Here the figure of “Lenin in England” acquires its full meaning. It is not a question of importing a model from elsewhere, but of reinventing revolutionary practice at the highest level of capitalist development. The problem is no longer how to seize power in a relatively undeveloped context, but how to organise antagonism within a fully socialised system of production. This requires a return to a rigorously one-sided perspective. The working class must refuse to present itself as the “people,” must reject any claim to represent the general interest of society. Only by maintaining its partiality – its position as a class against capital – can it avoid being absorbed into the system it opposes. “Nothing will be done,” Tronti insists, “without class hatred.” This is not a rhetorical excess but a methodological principle: only a partisan standpoint can grasp the totality of capitalist development and turn it against itself.
At the same time, this one-sidedness opens onto a global horizon. The unification of capital at the international level creates the conditions for a corresponding recomposition of the working class. Wherever industrial labour-power concentrates, similar forms of struggle emerge, suggesting the possibility of a new, transnational class unity. But this unity remains latent without organisation. The gap between tactics and strategy – between immediate struggles and long-term political direction – remains a central problem. It is here that Tronti introduces one of his most important ideas: the right to experiment. There is no ready-made form of organisation adequate to the present. The workers’ movement must discover it through practice, through a process of trial and error grounded in struggle itself. Theoretical clarity cannot be immediately translated into political programmes; it must instead guide a process of experimentation that remains open, provisional, and responsive to changing conditions.
This brings us back to the starting point. The mistake, Tronti argues, has been to begin from capital and only then turn to the working class. The task now is to reverse this orientation. To start from struggle, from the concrete practices and behaviours of workers, and to read the development of capital as a response to these. Only in this way can theory become a weapon rather than a reflection. If capital plans, it is because it must. If it governs itself, it is because it confronts a force that threatens to disrupt its order. The question is whether that force can organise itself as such – whether the working class can transform its position within capital into a conscious, collective antagonism capable of breaking the cycle of reproduction.

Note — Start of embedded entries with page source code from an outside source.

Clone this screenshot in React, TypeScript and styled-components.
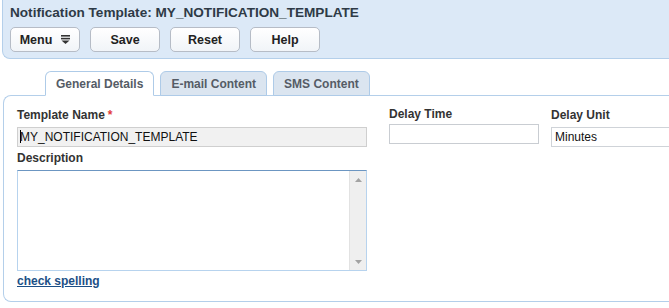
import React from 'react'
import styled, { createGlobalStyle } from 'styled-components'

const GlobalStyle = createGlobalStyle`
  html, body {
    margin: 0;
    padding: 0;
    background: #fff;
    font-family: "Liberation Sans", Arial, sans-serif;
    overflow: hidden;
  }
`

const Page = styled.div`
  width: 669px;
  height: 308px;
  overflow: hidden;
`

const Header = styled.div`
  margin-left: 2px;
  height: 59px;
  box-sizing: border-box;
  background: #dce9f7;
  border-left: 1px solid #b4cfea;
  border-bottom: 1px solid #b4cfea;
  border-bottom-left-radius: 8px;
  padding: 5px 0 0 7px;
`

const Title = styled.div`
  font-size: 13.6px;
  font-weight: bold;
  color: #2e3a46;
  line-height: 16px;
`

const Toolbar = styled.div`
  display: flex;
  gap: 10px;
  margin-top: 6px;
`

const Button = styled.button`
  width: 70px;
  height: 25px;
  box-sizing: border-box;
  border: 1px solid #b6bcc6;
  border-radius: 5px;
  background: linear-gradient(#ffffff, #f1f4f8);
  font-family: inherit;
  font-size: 12.5px;
  font-weight: bold;
  color: #222;
  padding: 0;
  display: flex;
  align-items: center;
  justify-content: center;
  gap: 9px;
`

const MenuIcon = () => (
  <svg width="9" height="9" viewBox="0 0 9 9">
    <rect x="0" y="0" width="9" height="1.6" fill="#333" />
    <rect x="0" y="2.8" width="9" height="1.6" fill="#333" />
    <polygon points="0.5,5.4 8.5,5.4 4.5,9" fill="#333" />
  </svg>
)

const TabRow = styled.div`
  display: flex;
  gap: 6px;
  margin-top: 12px;
  padding-left: 45px;
  position: relative;
  z-index: 1;
`

const Tab = styled.div<{ active?: boolean }>`
  height: 25px;
  box-sizing: border-box;
  padding: 0 10px;
  border: 1px solid #aecbe8;
  border-bottom: ${({ active }) => (active ? '1px solid #fff' : '1px solid #aecbe8')};
  border-radius: 6px 6px 0 0;
  background: ${({ active }) => (active ? '#fff' : '#dbe5f0')};
  font-size: 12px;
  font-weight: bold;
  color: #555c66;
  display: flex;
  align-items: center;
  margin-bottom: -1px;
`

const Panel = styled.div`
  margin-left: 3px;
  height: 207px;
  box-sizing: border-box;
  border: 1px solid #b4cfea;
  border-right: none;
  border-radius: 8px 0 0 8px;
  padding: 10px 0 0 13px;
  display: flex;
  gap: 22px;
`

const Column = styled.div<{ width: number; offset?: number; shift?: number }>`
  width: ${({ width }) => width}px;
  flex-shrink: 0;
  margin-top: ${({ offset }) => offset ?? 0}px;
  margin-left: ${({ shift }) => shift ?? 0}px;
`

const Label = styled.div<{ gapBelow?: number }>`
  font-size: 12px;
  font-weight: bold;
  color: #333;
  line-height: 15px;
  margin-bottom: ${({ gapBelow }) => gapBelow ?? 4}px;
`

const Required = styled.span`
  color: #e23b3b;
  margin-left: 3px;
`

const TextInput = styled.div<{ filled?: boolean }>`
  height: 20px;
  box-sizing: border-box;
  border: 1px solid ${({ filled }) => (filled ? '#cfcfcf' : '#c9cdd2')};
  background: ${({ filled }) => (filled ? '#f1f1f1' : '#fff')};
  font-size: 12px;
  color: #111;
  line-height: 18px;
  padding-left: 2px;
  margin-bottom: 4px;
  white-space: nowrap;
  overflow: hidden;
`

const Caret = styled.span`
  display: inline-block;
  width: 1px;
  height: 13px;
  background: #000;
  vertical-align: -2px;
  margin-right: -1px;
`

const TextArea = styled.div`
  height: 101px;
  box-sizing: border-box;
  border: 1px solid #b7d3ee;
  border-top-color: #6c96c2;
  display: flex;
  justify-content: flex-end;
`

const Scrollbar = styled.div`
  width: 16px;
  background: #efefef;
  border-left: 1px solid #e2e2e2;
  display: flex;
  flex-direction: column;
  justify-content: space-between;
  align-items: center;
  padding: 7px 0 6px;
`

const Arrow = ({ down }: { down?: boolean }) => (
  <svg width="7" height="4" viewBox="0 0 7 4">
    <polygon points={down ? '0,0 7,0 3.5,4' : '0,4 7,4 3.5,0'} fill="#a3a3a3" />
  </svg>
)

const Link = styled.a`
  display: inline-block;
  margin-top: 3px;
  font-size: 12px;
  font-weight: bold;
  color: #1c4f86;
  text-decoration: underline;
`

const Select = styled(TextInput)`
  border-color: #cfd3d8;
  border-right: none;
  padding-left: 3px;
`

export default function App() {
  return (
    <Page>
      <GlobalStyle />
      <Header>
        <Title>Notification Template: MY_NOTIFICATION_TEMPLATE</Title>
        <Toolbar>
          <Button>
            Menu <MenuIcon />
          </Button>
          <Button>Save</Button>
          <Button>Reset</Button>
          <Button>Help</Button>
        </Toolbar>
      </Header>
      <TabRow>
        <Tab active>General Details</Tab>
        <Tab>E-mail Content</Tab>
        <Tab>SMS Content</Tab>
      </TabRow>
      <Panel>
        <Column width={350} offset={2}>
          <Label>
            Template Name<Required>*</Required>
          </Label>
          <TextInput filled>
            <Caret />
            MY_NOTIFICATION_TEMPLATE
          </TextInput>
          <Label>Description</Label>
          <TextArea>
            <Scrollbar>
              <Arrow />
              <Arrow down />
            </Scrollbar>
          </TextArea>
          <Link href="#">check spelling</Link>
        </Column>
        <Column width={150} offset={1}>
          <Label gapBelow={2}>Delay Time</Label>
          <TextInput />
        </Column>
        <Column width={130} offset={2} shift={-10}>
          <Label>Delay Unit</Label>
          <Select>Minutes</Select>
        </Column>
      </Panel>
    </Page>
  )
}
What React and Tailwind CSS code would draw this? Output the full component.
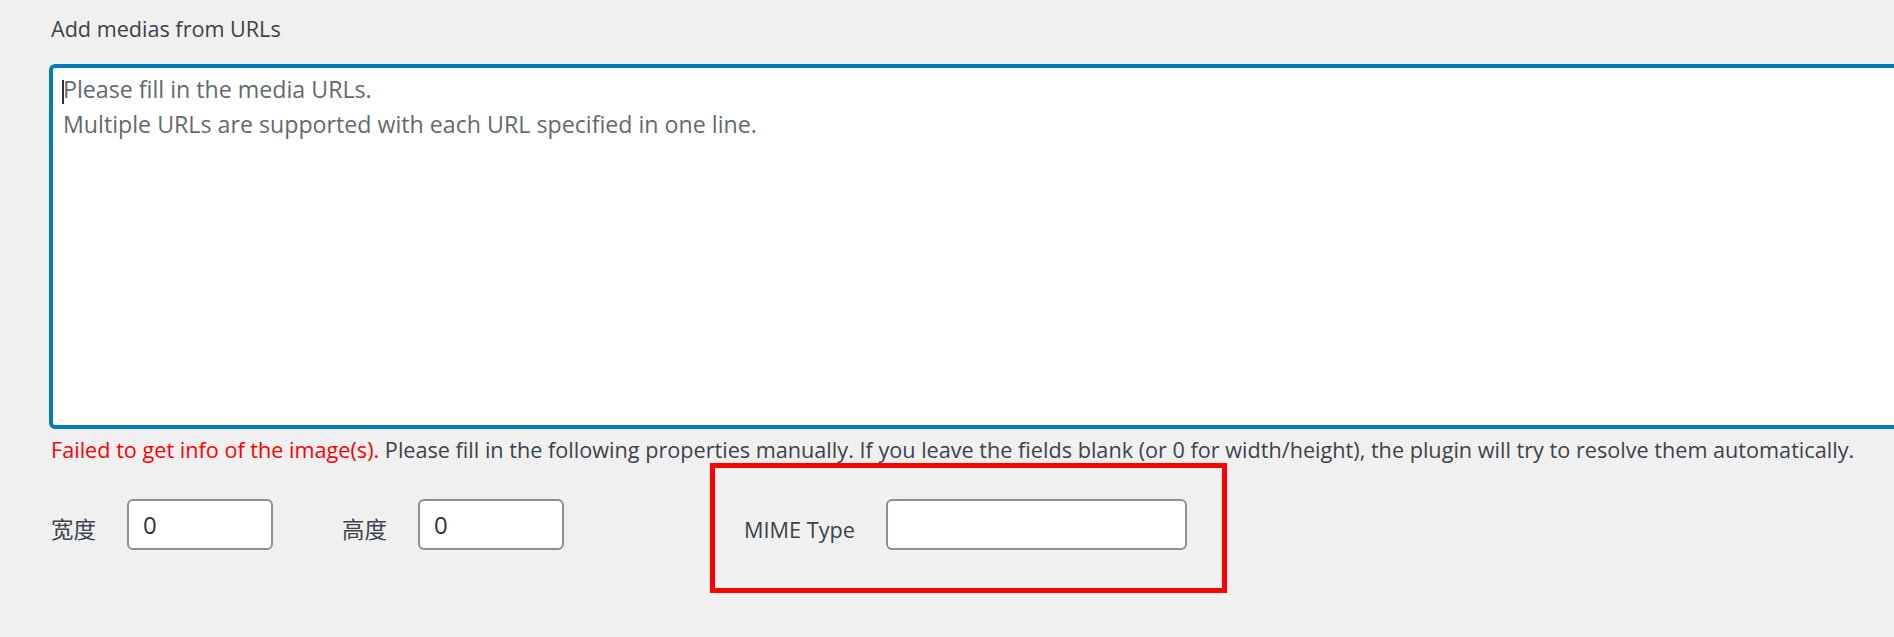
import { useState } from "react";

const fontStack = "font-['Open_Sans','Noto_Sans_CJK_SC',sans-serif]";

function Field({ label, value, onChange, labelClass, inputWidth }) {
  return (
    <div className="flex items-center">
      <span className={`${labelClass} pt-[10px] leading-[30px] text-[#3c434a]`}>{label}</span>
      <input
        type="text"
        value={value}
        onChange={onChange}
        className={`${inputWidth} h-[51px] rounded-[6px] border-2 border-[#8c8f94] bg-white px-[14px] text-[24px] text-[#2c3338] outline-none`}
      />
    </div>
  );
}

export default function App() {
  const [urls, setUrls] = useState("");
  const [width, setWidth] = useState("0");
  const [height, setHeight] = useState("0");
  const [mime, setMime] = useState("");

  return (
    <div className={`h-[637px] w-full overflow-hidden bg-[#f0f0f1] pl-[49px] pt-[14px] text-[#3c434a] ${fontStack}`}>
      <label className="ml-[2px] block text-[21.6px] leading-[30px]">Add medias from URLs</label>

      <div className="relative mt-[20px] w-[1900px]">
        <textarea
          value={urls}
          onChange={(event) => setUrls(event.target.value)}
          placeholder={"Please fill in the media URLs.\nMultiple URLs are supported with each URL specified in one line."}
          className="block h-[365px] w-full resize-none rounded-[6px] border-4 border-[#007cba] bg-white px-[10px] py-[4px] text-[23.2px] leading-[35px] text-[#2c3338] outline-none placeholder:text-[#646970]"
        />
        {/* text caret */}
        {urls === "" ? <span className="absolute left-[13px] top-[16px] h-[24px] w-[2px] bg-[#2c3338]" /> : null}
      </div>

      <p className="ml-[2px] mt-[8px] text-[21.65px] leading-[26px]">
        <span className="text-[#ff0000]">Failed to get info of the image(s).</span> Please fill in the following
        properties manually. If you leave the fields blank (or 0 for width/height), the plugin will try to resolve
        them automatically.
      </p>

      <div className="flex items-start pl-[2px]">
        <div className="mt-[36px]">
          <Field
            label="宽度"
            value={width}
            onChange={(event) => setWidth(event.target.value)}
            labelClass="w-[76px] text-[22.5px]"
            inputWidth="w-[146px]"
          />
        </div>
        <div className="ml-[69px] mt-[36px]">
          <Field
            label="高度"
            value={height}
            onChange={(event) => setHeight(event.target.value)}
            labelClass="w-[76px] text-[22.5px]"
            inputWidth="w-[146px]"
          />
        </div>
        <div className="ml-[146px] h-[130px] w-[517px] border-[5px] border-[#ff0000] pl-[29px] pt-[31px]">
          <Field
            label="MIME Type"
            value={mime}
            onChange={(event) => setMime(event.target.value)}
            labelClass="w-[142px] text-[21.7px]"
            inputWidth="w-[301px]"
          />
        </div>
      </div>
    </div>
  );
}
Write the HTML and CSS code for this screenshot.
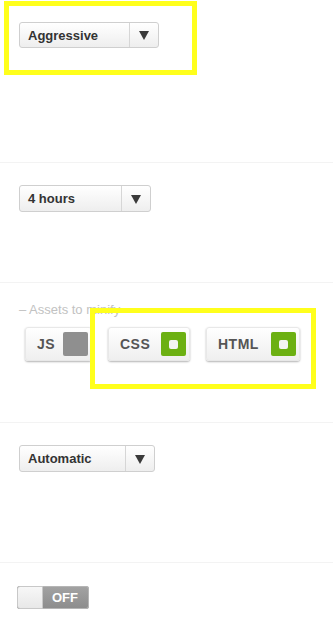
FILE: index.html
```html
<!DOCTYPE html>
<html lang="en">
<head>
    <meta charset="UTF-8">
    <meta name="viewport" content="width=device-width, initial-scale=1.0">
    <title>Settings</title>
    <link rel="stylesheet" href="styles.css">
</head>
<body>
    <div class="page">
        <div class="section section-first">
            <div class="select select-mode">
                <span class="select-value">Aggressive</span>
                <span class="select-arrow"></span>
            </div>
        </div>

        <div class="section section-short">
            <div class="select select-time">
                <span class="select-value">4 hours</span>
                <span class="select-arrow"></span>
            </div>
        </div>

        <div class="section section-assets">
            <div class="assets-label">&ndash; Assets to minify</div>
            <div class="assets">
                <div class="asset asset-js">
                    <span class="asset-name">JS</span>
                    <span class="check"></span>
                </div>
                <div class="asset asset-css">
                    <span class="asset-name">CSS</span>
                    <span class="check on"></span>
                </div>
                <div class="asset asset-html">
                    <span class="asset-name">HTML</span>
                    <span class="check on"></span>
                </div>
            </div>
        </div>

        <div class="section">
            <div class="select select-auto">
                <span class="select-value">Automatic</span>
                <span class="select-arrow"></span>
            </div>
        </div>

        <div class="section section-last">
            <div class="toggle">
                <span class="toggle-knob"></span>
                <span class="toggle-text">OFF</span>
            </div>
        </div>

        <!-- highlight marks -->
        <div class="mark mark-top"></div>
        <div class="mark mark-assets"></div>
    </div>
</body>
</html>
```

FILE: styles.css
```css
body {
    margin: 0;
    padding: 0;
    background: #fff;
    font-family: "Liberation Sans", Arial, sans-serif;
    color: #333;
}
.page {
    position: relative;
    width: 333px;
    height: 626px;
    overflow: hidden;
}
.section {
    box-sizing: border-box;
    height: 140px;
    padding: 22px 19px 0;
    border-bottom: 1px solid #f3f3f3;
}
.section-first {
    height: 163px;
}
.section-short {
    height: 120px;
}
.section-assets {
    padding-top: 19px;
}
.section-last {
    border-bottom: none;
    padding-left: 17px;
    padding-top: 23px;
}
.select {
    box-sizing: border-box;
    display: flex;
    height: 27px;
    border: 1px solid #cfcfcf;
    border-radius: 3px;
    background: linear-gradient(#ffffff, #eeeeee);
    font-size: 13px;
    font-weight: bold;
}
.select-mode {
    width: 140px;
    height: 26px;
}
.select-time {
    width: 132px;
}
.select-auto {
    width: 136px;
}
.select-value {
    flex: 1;
    display: flex;
    align-items: center;
    padding-left: 8px;
    border-right: 1px solid #d6d6d6;
}
.select-arrow {
    width: 28px;
    display: flex;
    align-items: center;
    justify-content: center;
}
.select-arrow::after {
    content: "";
    margin-top: 1px;
    border-left: 5px solid transparent;
    border-right: 5px solid transparent;
    border-top: 9px solid #3a3a3a;
}
.assets-label {
    font-size: 13px;
    line-height: 16px;
    color: #c2c2c2;
}
.assets {
    display: flex;
    gap: 16px;
    margin-top: 9px;
    padding-left: 6px;
}
.asset {
    box-sizing: border-box;
    display: flex;
    align-items: center;
    justify-content: space-between;
    height: 34px;
    padding: 0 3px 0 11px;
    border-radius: 3px;
    background: linear-gradient(#ffffff, #efefef);
    box-shadow: 0 1px 2px rgba(0, 0, 0, 0.3);
    border: 1px solid #e8e8e8;
}
.asset-js {
    width: 67px;
}
.asset-css {
    width: 82px;
}
.asset-html {
    width: 94px;
}
.asset-name {
    font-size: 14px;
    font-weight: bold;
    letter-spacing: 0.5px;
    color: #555;
}
.check {
    width: 25px;
    height: 24px;
    border-radius: 2px;
    background: #8f8f8f;
    display: flex;
    align-items: center;
    justify-content: center;
}
.check.on {
    background: #6cb012;
}
.check.on::after {
    content: "";
    width: 9px;
    height: 9px;
    border-radius: 2px;
    background: #f4f4f4;
}
.toggle {
    display: flex;
    width: 72px;
    height: 23px;
    border-radius: 3px;
    overflow: hidden;
    background: linear-gradient(#a3a3a3, #8c8c8c);
    box-shadow: 0 0 0 1px #b5b5b5 inset;
}
.toggle-knob {
    box-sizing: border-box;
    width: 26px;
    border: 1px solid #c8c8c8;
    border-radius: 3px 0 0 3px;
    background: linear-gradient(#f7f7f7, #e8e8e8);
}
.toggle-text {
    display: flex;
    align-items: center;
    padding-left: 9px;
    font-size: 13px;
    font-weight: bold;
    color: #fff;
}
.mark {
    position: absolute;
    box-sizing: border-box;
    border: 5px solid #ffff1c;
}
.mark-top {
    left: 4px;
    top: 1px;
    width: 193px;
    height: 74px;
}
.mark-assets {
    left: 90px;
    top: 308px;
    width: 226px;
    height: 81px;
}
```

The answer, Tronti suggests, will not be found in the abstract movement of history, but in the practical organisation of struggle. The point of rupture will not occur where capital is weakest, but where the working class is strongest. And at that point, the most elementary forms of struggle – mass strikes, assemblies, collective refusals – may return with renewed force, no longer as spontaneous eruptions but as moments within a consciously organised process of revolution. Sixty years on, the challenge remains. Not to interpret the plan of capital, but to construct, against it, a plan of struggle.